There’s a huge array of platforms out there for every role, which means too many game development teams are working in lonely silos. Developers are coding away in Github, dev and project managers are mired in JIRA and designers are paddling through the whole Adobe suite.
And while there’s plenty of comfort in sticking with what’s familiar and what feels like it has the shortest learning curve, the massive inefficiency of all these isolated incompatible tools being jury-rigged into a development cycle that sorta, kinda works for everyone is killing your team’s productivity.
“Game development requires a platform that’s approachable,” Materna says. “If my CEO can use a version control system, that’s a great win. If he can get involved at some level in the process, the entire team and the whole product benefits.”

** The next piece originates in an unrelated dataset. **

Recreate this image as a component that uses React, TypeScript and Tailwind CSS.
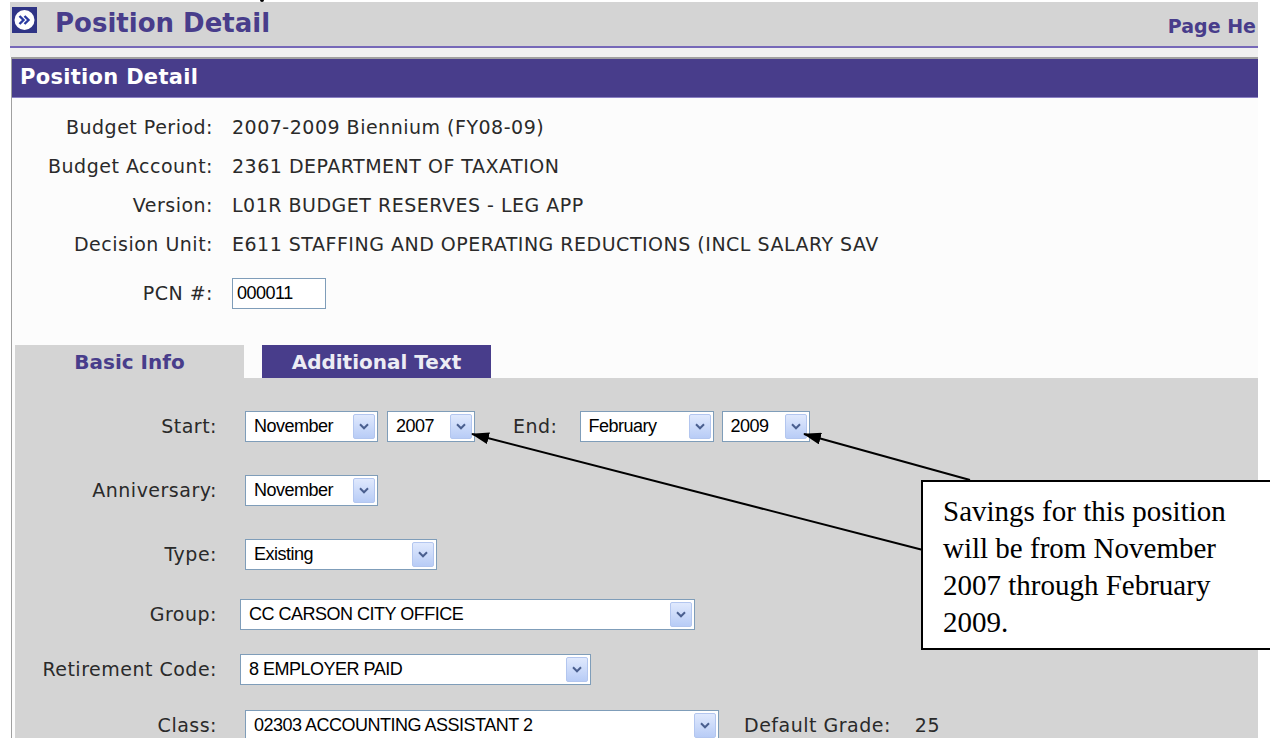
import React from "react";

function PageIcon() {
  return (
    <svg width="25" height="26" viewBox="0 0 25 26" className="shrink-0">
      <rect x="0" y="0" width="25" height="26" fill="#2f3485" />
      <circle cx="12.5" cy="13" r="10" fill="#ffffff" />
      <path d="M7.5 9 L11.5 13 L7.5 17" fill="none" stroke="#2a3aa0" strokeWidth="2.4" />
      <path d="M12.5 9 L16.5 13 L12.5 17" fill="none" stroke="#2a3aa0" strokeWidth="2.4" />
    </svg>
  );
}

function Chevron() {
  return (
    <svg width="10" height="7" viewBox="0 0 10 7">
      <path d="M1 1.3 L5 5.3 L9 1.3" fill="none" stroke="#4a5f8f" strokeWidth="2" />
    </svg>
  );
}

function Select({ value, className }: { value: string; className: string }) {
  return (
    <div
      className={`${className} h-[31px] shrink-0 flex items-center bg-white border border-[#7f9db9] pl-[8px] pr-[2px] font-['Liberation_Sans',Arial,sans-serif] text-[18px] tracking-[-0.5px] text-black`}
    >
      <span className="flex-1 whitespace-nowrap overflow-hidden">{value}</span>
      <span className="w-[22px] h-[25px] rounded-[2px] border border-[#b3c6ef] bg-linear-to-b from-[#e0e9fd] to-[#b8ccf6] flex items-center justify-center">
        <Chevron />
      </span>
    </div>
  );
}

function InfoRow({ label, value }: { label: string; value: string }) {
  return (
    <div className="h-[39px] flex items-center">
      <div className="w-[201px] text-right whitespace-nowrap">{label}</div>
      <div className="ml-[19px] whitespace-nowrap">{value}</div>
    </div>
  );
}

function FormLabel({ children }: { children: React.ReactNode }) {
  return <div className="w-[202px] shrink-0 text-right whitespace-nowrap">{children}</div>;
}

export default function App() {
  return (
    <div className="relative w-[1270px] h-[738px] overflow-hidden bg-white text-[#2a2a2a] font-['DejaVu_Sans',Verdana,sans-serif] text-[19px]">
      {/* descender of a line of text above the page */}
      <div className="absolute left-[260px] top-0 w-[4px] h-[2px] bg-black rounded-b-full" />

      <div className="pt-[2px] pl-[10px] pr-[12px]">
        {/* page title band */}
        <header className="h-[44px] bg-[#d4d4d4] flex items-start overflow-hidden">
          <div className="ml-[2px] mt-[5px]">
            <PageIcon />
          </div>
          <h1 className="ml-[18px] mt-[4px] text-[26px] leading-[34px] font-bold text-[#483d8b] whitespace-nowrap">
            Position Detail
          </h1>
          <div className="flex-1" />
          <div className="mr-[2px] mt-[11px] whitespace-nowrap text-[19px] leading-[26px] font-bold text-[#483d8b]">
            Page He
          </div>
        </header>
        <div className="h-[2px] bg-[#7668b8]" />
        <div className="h-[9px] bg-[#f0f0f0]" />

        <div className="ml-[1px] border-l border-t-2 border-[#a0a0a0]">
          <div className="h-[38px] bg-[#483d8b] flex items-center pl-[8px] text-white font-bold text-[21px] tracking-[0.3px] whitespace-nowrap">
            Position Detail
          </div>
          <div className="h-[1px] bg-[#8a80c4]" />

          <div className="bg-[#fcfcfc] h-[641px]">
            <div className="pt-[10px] tracking-[0.5px]">
              <InfoRow label="Budget Period:" value="2007-2009 Biennium (FY08-09)" />
              <InfoRow label="Budget Account:" value="2361 DEPARTMENT OF TAXATION" />
              <InfoRow label="Version:" value="L01R BUDGET RESERVES - LEG APP" />
              <InfoRow label="Decision Unit:" value="E611 STAFFING AND OPERATING REDUCTIONS (INCL SALARY SAV" />
              <div className="mt-[14px] flex items-center">
                <div className="w-[201px] text-right">PCN #:</div>
                <div className="ml-[19px] w-[94px] h-[31px] bg-white border border-[#7f9db9] pl-[4px] flex items-center font-['Liberation_Sans',Arial,sans-serif] text-[18px] tracking-[-0.5px] text-black">
                  000011
                </div>
              </div>
            </div>

            {/* tabs */}
            <div className="mt-[36px] ml-[3px] flex h-[33px] font-bold text-[20px]">
              <div className="w-[229px] bg-[#d4d4d4] text-[#483d8b] flex items-center justify-center">Basic Info</div>
              <div className="ml-[18px] w-[229px] bg-[#483d8b] text-[#ececf4] flex items-center justify-center">
                Additional Text
              </div>
            </div>

            {/* tab panel */}
            <div className="ml-[3px] bg-[#d4d4d4] h-[360px] pt-[33px] tracking-[0.5px]">
              <div className="flex items-center h-[31px]">
                <FormLabel>Start:</FormLabel>
                <Select value="November" className="ml-[28px] w-[133px]" />
                <Select value="2007" className="ml-[9px] w-[88px]" />
                <div className="ml-[38px] whitespace-nowrap">End:</div>
                <Select value="February" className="ml-[22px] w-[134px]" />
                <Select value="2009" className="ml-[8px] w-[88px]" />
              </div>
              <div className="mt-[33px] flex items-center h-[31px]">
                <FormLabel>Anniversary:</FormLabel>
                <Select value="November" className="ml-[28px] w-[133px]" />
              </div>
              <div className="mt-[33px] flex items-center h-[31px]">
                <FormLabel>Type:</FormLabel>
                <Select value="Existing" className="ml-[28px] w-[192px]" />
              </div>
              <div className="mt-[29px] flex items-center h-[31px]">
                <FormLabel>Group:</FormLabel>
                <Select value="CC CARSON CITY OFFICE" className="ml-[23px] w-[455px]" />
              </div>
              <div className="mt-[24px] flex items-center h-[31px]">
                <FormLabel>Retirement Code:</FormLabel>
                <Select value="8 EMPLOYER PAID" className="ml-[23px] w-[351px]" />
              </div>
              <div className="mt-[25px] flex items-center h-[31px]">
                <FormLabel>Class:</FormLabel>
                <Select value="02303 ACCOUNTING ASSISTANT 2" className="ml-[28px] w-[474px]" />
                <div className="ml-[25px] whitespace-nowrap">Default Grade:</div>
                <div className="ml-[24px]">25</div>
              </div>
            </div>
          </div>
        </div>
      </div>

      {/* callout arrows */}
      <svg className="absolute inset-0 pointer-events-none" width="1270" height="738" viewBox="0 0 1270 738">
        <defs>
          <marker id="head" markerWidth="18" markerHeight="12" refX="17" refY="6" orient="auto" markerUnits="userSpaceOnUse">
            <path d="M0 0 L18 6 L0 12 Z" fill="#000" />
          </marker>
        </defs>
        <line x1="923" y1="550" x2="472" y2="434" stroke="#000" strokeWidth="2" markerEnd="url(#head)" />
        <line x1="970" y1="480" x2="804" y2="434" stroke="#000" strokeWidth="2" markerEnd="url(#head)" />
      </svg>

      {/* callout note */}
      <div className="absolute left-[921px] top-[480px] w-[370px] h-[170px] bg-white border-2 border-black pl-[20px] pt-[11px] font-['Liberation_Serif','Times_New_Roman',serif] text-[29px] leading-[37px] text-black">
        Savings for this position
        <br />
        will be from November
        <br />
        2007 through February
        <br />
        2009.
      </div>
    </div>
  );
}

By bridging the gap between hardcore developers and stakeholders, games hit hard deadlines, the games get better, and the number of angry tweets directed your way dwindles.
Game complexity and team complexity go hand in hand, and version control has to become the central guiding paradigm. Digital experiences that incorporate virtual and augmented reality are requiring the creation of more rich, large assets over the course of the development process, which require collaboration across team members on every level—and that’s when problems can arise.
“You need to be able to facilitate the exchange of information,” Materna says. “The very nature of the things you’re working on in that space require you to take ownership of assets and have the team be able to know in real time that nobody else should be working on a version of that and trying to make changes.”
Source code can be merged; text files can be compared and reconciled. But you can’t merge two versions of a character, a model, any enormous asset comprised of so many moving pieces.
In other words, a collaboration tool that not only breaks down silos but protects the work of each team member, and the integrity of each asset, is not just a nice-to-have.
20-20, 360-degree hindsight
So the ideal collaboration platform needs to be a version control, project management, and developer tool in one, a central depository for every facet of every piece of your project, from the smallest code snippet to the biggest model.
And when every team member is connected to a single project, end to end, with the versioning of it, the control of it, the relationships all stacked in one context instead of spread over 14 tools, not only do you work more efficiently over the life of the project, you also give yourself a valuable post-mortem tool that helps you level up at the end of every successful (or less than successful) game launch.
“When you deliver a milestone—for instance, you’ve created a new character that’s complete and playable — that’s a lot of stuff,” Materna says. “Different tools, projects,
five months of work and all the people that touched the character. Having that in a central spot is very powerful. You don’t have to dig through emails and spreadsheets and 16 different tools to try to get a picture together, which usually becomes very laborious.
And anything that’s laborious typically doesn’t happen. But with a central view, you have the power of a solid post mortem, a picture that’s useful for planning the next project, avoiding pitfalls and discovering solutions that will pay efficiency forward.
The solution in a nutshell
Game developers have to be agile. There’s no other choice, now, in an industry where the final product must be delivered on time and totally complete. The stress of “getting it right in the end” is compounded in this space, because you pretty much have one shot, and you better not miss it. There’s no do-overs or massive overhauls once it’s out there — and if there are glitches, you’re going to hear about it from the gamers on the ground.
Teams today need a core center for collaboration that’s easy to use, has the right integrations, and can handle large amounts of media files. It’s not enough to use what is comfortable especially when it doesn’t address the unique needs of your team. Not if you want to deliver a show-stopping game that’s on time, within the budget, and flawless.